There's a bad habit going round of balancing little knick-knacks on the edges of work, and many installations suffer from overcrowding where they might have been strong. Amidst the humming sounds and computer keyboards scattered over the floor, it's too easy to miss James Patrick Cox's artful device in which the sound of a dripping tap is relayed to a different part of the room. Similarly, Yirou Zhou arrestingly thematizes surveillance with a screen showing Google Maps footage next to a frenetic ceiling fan and headphones playing mechanical sounds, but there is no need for the other screen or the white sculpture on the floor. Also, cut all philosophical monologues. No-one's listening.

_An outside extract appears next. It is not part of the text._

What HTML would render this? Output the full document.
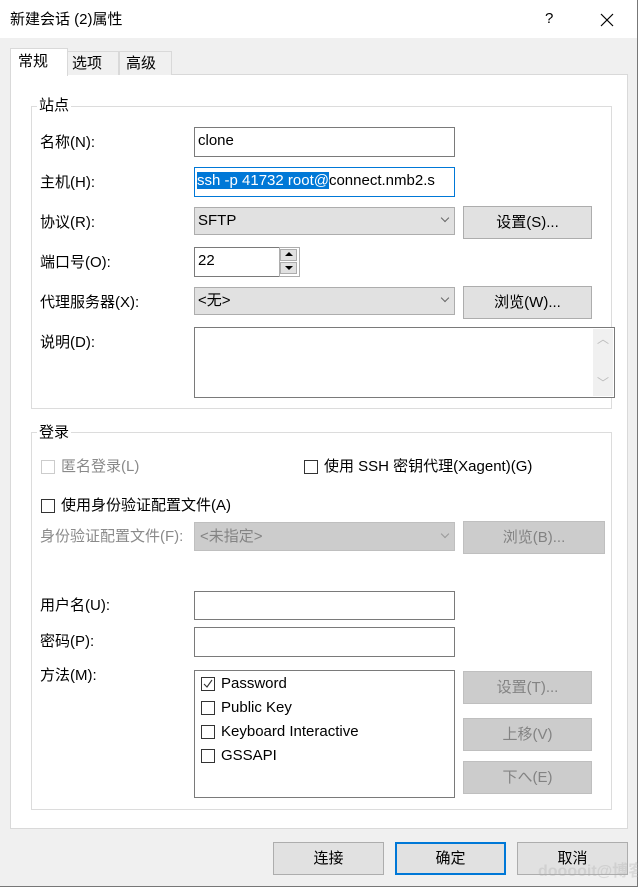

The painting is mostly disappointing: far too much slack, dreamlike, illustrative figuration. Where's the tension in that? It's as if - and this is a widespread problem today - painters can't be bothered to question their medium, and are content just to paint pretty pictures of the last dream they had or a cartoon character or something vaguely occult or whatever. These make few, if any, demands on their viewers (beyond testing their patience). Is that all painting can hope to achieve?
Not necessarily. There are a few good painters, and the strongest are doing abstraction. Phoebe Ridgway's paintings have a powerful sense of colour and exciting, unexpected compositions. Tsai Yun-Ju's have a delicate palette, largely soft pinks, which nevertheless produce immense visual force, grabbing your eyes with two hands, yanking them all over the surface, and bouncing them off the edges until you lose your sense of space, entirely at their mercy. This painter shows great technical skill and has clearly learnt the lessons of Modernism, while still feeling fresh.
A confident, exciting installation is Jo McGarry's classroom filled with giant plastic tubes attached to air pumps, which gently move and push up against you. With a nod to Martin Creed's Half the Air in a Given Space, it satirises the teacher's hot air or the stuffiness of a room full of schoolkids, with a nod to recent measures to control airflow. McGarry's signature on the whiteboard is nice and immerses you playfully in the work's fiction. On a similar theme, Yifán Hē winningly recreates an adolescent's bedroom, dimly lit and complete with dodgy wallpaper, a TV in a closet and a playable video game: art from life.
If I had a prize I'd give it to Ruby Wroe for the video 'No Longer and Not Yet', a collection of mundane episodes from the students' life at the Slade. Deadpan, students are shown doing tasks like opening windows and carrying filing cabinets down the stairs. There are lingering shots of UCL's neoclassical architectural details, and bursts of exuberant classical music give it a farcical feel. Critical, humorous and restrained, it captures the odd emptiness of many of the university's buildings, the sense of historical resonances, things suppressed, within the idiom of a cheerful infomercial. And it grows in the mind after you've left.